Both print and online newsletters have value. Employees respond positively to both. Print media make it easier for them to share important updates in benefits and excitement about company developments with their families. Online media can be updated more frequently and inexpensively, and the HR department can track the number of views to measure impact.
Emailed external newsletters are valuable because they enable you to measure ROI from the effort by building in tracking mechanisms and correlating web page hits to business development and revenue.
Situation: A company has goals and objectives in place for the whole company. The challenge is that they need to focus top managers on effective processes and not just on their team’s objectives. In particular they want to increase focus on cross-functional processes. How do you focus managers on process?
Advice from the CEOs:
Start by identifying all critical processes. Once this is done, build an in-house system to track these.
Make contingency decisions dependent upon sticking with the processes.
Consistent follow-through is essential – talk through the blocks as they arise.
Don’t become a slave to your own system. Stay flexible and allow appropriate non-prescriptive behavior/solutions where it makes sense. This helps to feed creativity in the organization.

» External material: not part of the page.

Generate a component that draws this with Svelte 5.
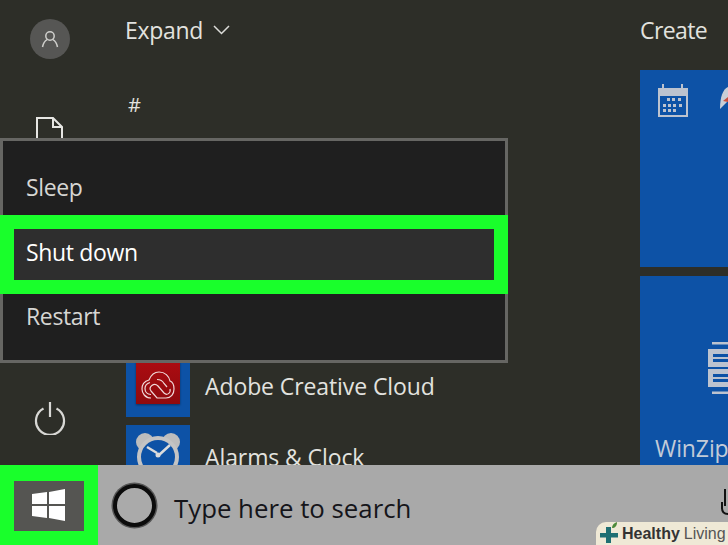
<script>
  const menuItems = [
    { label: 'Sleep', active: false },
    { label: 'Shut down', active: true },
    { label: 'Restart', active: false }
  ];
</script>

<div class="screen">
  <div class="start">
    <div class="rail">
      <div class="avatar">
        <svg width="18" height="18" viewBox="0 0 18 18" fill="none" stroke="#cfcfcc" stroke-width="1.5"><circle cx="9" cy="6" r="4.2"/><path d="M1.5 17c.8-4 3-6.600 4.600-7.400M16.500 17c-.8-4-3-6.600-4.600-7.400"/></svg>
      </div>
      <svg class="doc" width="28" height="40" viewBox="0 0 28 40" fill="none" stroke="#e6e6e3" stroke-width="2"><path d="M1 40V1h16l9 9v30M17 1v9h9"/></svg>
      <svg class="power" width="32" height="34" viewBox="0 0 32 34" fill="none" stroke="#d8d8d5" stroke-width="2.2"><path d="M9.500 7.500a14 14 0 1 0 13 0"/><path d="M16 1v15"/></svg>
    </div>

    <div class="list">
      <div class="expand">Expand
        <svg width="17" height="10" viewBox="0 0 17 10" fill="none" stroke="#dcdcd9" stroke-width="1.5"><path d="M1 1l7.500 7.500L16 1"/></svg>
      </div>
      <div class="hash">#</div>
      <div class="app-row adobe">
        <div class="app-tile">
          <div class="cc">
            <svg width="34" height="28" viewBox="0 0 34 28" fill="none" stroke="#f0d8d8" stroke-width="1.2"><path d="M10 27C4 27 1 22 1 18c0-5 3-8 7-9 2-5 6-8 10-8 6 0 10 4 11 9 3 1 4 4 4 8 0 5-3 9-8 9h-9l-6-7c-3-4 3-9 7-5l6 7c3 3 7 0 6-4"/><path d="M10 23.500c-4 0-6-3-6-6 0-3 2-5 5-6M16 8.500c3 0 6 2 7 4l3 3.500"/></svg>
          </div>
        </div>
        <span>Adobe Creative Cloud</span>
      </div>
      <div class="app-row alarm">
        <div class="app-tile">
          <svg width="46" height="40" viewBox="0 0 46 40"><circle cx="10" cy="10" r="9" fill="#bdbdbd"/><circle cx="36" cy="10" r="9" fill="#bdbdbd"/><circle cx="23" cy="25" r="19" fill="#0d52a6" stroke="#c4c4c4" stroke-width="4"/><path d="M12 15l10 6M24 23l11-10" stroke="#dcdcdc" stroke-width="2.500" fill="none"/><circle cx="23" cy="23" r="2.500" fill="#dcdcdc"/></svg>
        </div>
        <span>Alarms &amp; Clock</span>
      </div>
    </div>

    <div class="tiles">
      <div class="create">Create</div>
      <div class="tile top">
        <svg class="calendar" width="30" height="33" viewBox="0 0 30 33"><path fill="#bcc3cf" fill-rule="evenodd" d="M0 4h4V0h2v4h17V0h2v4h5v29H0zM2 12v19h26V12z"/><g fill="#bcc3cf"><rect x="9" y="14" width="3" height="3"/><rect x="14" y="14" width="3" height="3"/><rect x="20" y="14" width="3" height="3"/><rect x="5" y="20" width="3" height="3"/><rect x="10" y="20" width="3" height="3"/><rect x="15" y="20" width="3" height="3"/><rect x="21" y="20" width="3" height="3"/><rect x="5" y="25" width="3" height="3"/><rect x="10" y="25" width="3" height="3"/><rect x="15" y="25" width="3" height="3"/></g></svg>
        <svg class="feather" width="8" height="22" viewBox="0 0 8 22"><path d="M8 0C3 2 0 10 0 22l8-8z" fill="#c9ced6"/><path d="M8 10L3 14l5 1z" fill="#c9503f"/></svg>
      </div>
      <div class="tile bottom">
        <svg class="zip" width="20" height="52" viewBox="0 0 20 52" fill="none"><path d="M4 1h16M4 51h16" stroke="#bcc3cf" stroke-width="3"/><path fill="#bcc3cf" d="M0 7h20v18H0zM0 27h20v18H0z"/><path fill="#0d52a6" d="M5 12h15v3H5zM5 17h15v3H5zM5 32h15v3H5zM5 37h15v3H5z"/></svg>
        <span class="tile-label">WinZip</span>
      </div>
    </div>

    <div class="popup">
      {#each menuItems as item}
        <div class="item" class:active={item.active}><span>{item.label}</span></div>
      {/each}
    </div>
  </div>

  <div class="taskbar">
    <div class="start-cell">
      <div class="win">
        <svg width="33" height="33" viewBox="0 0 33 33" fill="#fff"><path d="M0 5l15-2v12H0zM17 3l16-3v15H17zM0 17h15v12L0 27zM17 17h16v15l-16-3z"/></svg>
      </div>
    </div>
    <div class="ring"></div>
    <div class="search">Type here to search</div>
    <svg class="mic" width="7" height="30" viewBox="0 0 7 30" fill="none" stroke="#111" stroke-width="2"><path d="M7 26C3 26 1 24 1 20V14M4 18V1"/></svg>
    <div class="badge">
      <svg width="20" height="23" viewBox="0 0 20 23"><path d="M7 5h5v6h7v4.500h-7V21H7v-5.500H1V11h6z" fill="#1f6f73"/><path d="M13 6c0-3 2-5 5-6 0 4-2 6-5 6z" fill="#4d8a3a"/></svg>
      <b>Healthy</b><span>Living</span>
    </div>
  </div>
</div>

<style>
  :global(body) { margin: 0; }
  .screen {
    width: 728px; height: 545px; overflow: hidden;
    display: flex; flex-direction: column;
    background: #2d2e28;
    font-family: "Open Sans", "Noto Sans", sans-serif;
    color: #e2e2df;
  }
  .start { position: relative; height: 465px; display: flex; overflow: hidden; }
  .rail { width: 100px; flex: none; display: flex; flex-direction: column; align-items: center; padding-top: 19px; box-sizing: border-box; }
  .avatar { width: 40px; height: 40px; border-radius: 50%; background: #565654; display: flex; align-items: center; justify-content: center; }
  .doc { margin-top: 58px; margin-right: 1px; flex: none; }
  .power { margin-top: 244px; flex: none; }

  .list { width: 540px; flex: none; box-sizing: border-box; padding-left: 26px; display: flex; flex-direction: column; }
  .expand { margin-top: 14px; margin-left: -1px; font-size: 23px; line-height: 32px; display: flex; align-items: center; gap: 10px; letter-spacing: -.3px; }
  .hash { margin-top: 45px; margin-left: 2px; font-size: 20px; line-height: 28px; }
  .app-row { display: flex; gap: 15px; font-size: 23px; line-height: 33px; letter-spacing: -.1px; flex: none; white-space: nowrap; }
  .adobe { margin-top: 228px; height: 70px; }
  .adobe span { margin-top: 23px; }
  .adobe .app-tile { height: 70px; padding-top: 0; }
  .alarm { margin-top: 8px; height: 40px; }
  .alarm span { margin-top: 16px; }
  .app-tile { width: 64px; height: 64px; flex: none; background: #0d52a6; box-sizing: border-box; display: flex; justify-content: center; padding-top: 7px; }
  .cc { width: 44px; height: 57px; background: linear-gradient(#b50d12, #8f0a0e); box-shadow: 0 1px 2px #0006; display: flex; align-items: flex-end; justify-content: center; padding-bottom: 5px; box-sizing: border-box; }

  .tiles { flex: 1; display: flex; flex-direction: column; }
  .create { height: 70px; box-sizing: border-box; padding-top: 14px; font-size: 23px; line-height: 32px; letter-spacing: -.6px; }
  .tile { background: #0d52a6; position: relative; }
  .top { height: 197px; }
  .bottom { margin-top: 9px; height: 189px; }
  .calendar { position: absolute; left: 18px; top: 14px; }
  .feather { position: absolute; right: 0; top: 17px; }
  .zip { position: absolute; right: 0; top: 66px; }
  .tile-label { position: absolute; left: 15px; top: 156px; font-size: 23px; line-height: 32px; color: #c3cbd8; white-space: nowrap; letter-spacing: -.1px; }

  .popup {
    position: absolute; left: 0; top: 138px; width: 508px; height: 225px;
    box-sizing: border-box; border: 3px solid #666663;
    background: #1f1f1f; padding-top: 14px;
    display: flex; flex-direction: column;
  }
  .item { flex: none; display: flex; align-items: center; padding-left: 23px; font-size: 23px; letter-spacing: -.35px; color: #d6d6d3; box-sizing: border-box; }
  .item:first-child { height: 60px; padding-top: 4px; }
  .item.active {
    margin: 0 -3px; height: 79px; padding-left: 12px; padding-bottom: 5px;
    border: 14px solid #19ff2b; background: #2e2e2e; color: #fff;
  }
  .item:last-child { height: 44px; }

  .taskbar { height: 80px; flex: none; background: #a9a9a9; display: flex; align-items: center; position: relative; color: #111; }
  .start-cell { width: 98px; height: 100%; flex: none; background: #19ff2b; display: flex; align-items: center; justify-content: center; }
  .win { width: 70px; height: 50px; background: #555552; display: flex; align-items: center; justify-content: center; margin-top: 1px; padding-right: 2px; box-sizing: border-box; }
  .ring { width: 35px; height: 35px; margin-left: 15px; flex: none; border-radius: 50%; border: 4px solid #0b0b0b; background: #aaa; box-shadow: 0 0 0 1.500px #555; }
  .search { margin-left: 18px; font-size: 25.800px; margin-top: 6px; color: #15151a; }
  .mic { position: absolute; right: 0; top: 23px; }
  .badge {
    position: absolute; right: 0; bottom: 0; width: 132px; height: 23px;
    background: #efe9d6; border-top-left-radius: 10px;
    display: flex; align-items: center; gap: 4px; padding-left: 3px; box-sizing: border-box;
    font-family: "Liberation Sans", Arial, sans-serif; font-size: 16px; color: #333;
  }
  .badge svg { flex: none; margin-right: -1px; }
  .badge span { color: #555; }
</style>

Be an advocate/cheerleader for the new culture. Employees need ongoing encouragement as they shift focus to the new regime.
Build an underlying culture to support your processes. This takes time and persistence.
If you are growing, as you hire new people, select new employees who fit the new culture. This helps to create lead models for the rest of the group.
By definition, growth means increasing infrastructure, which in turn means more restrictions and rules. Keep it fun. For example, create a wine penalty for missing deadlines.
If you’re late on your deliverable you have to contribute a good bottle of wine, with your name and the month that you were late on a tag attached to the bottle.
Contributed bottles of wine are shared at the company Christmas or holiday party.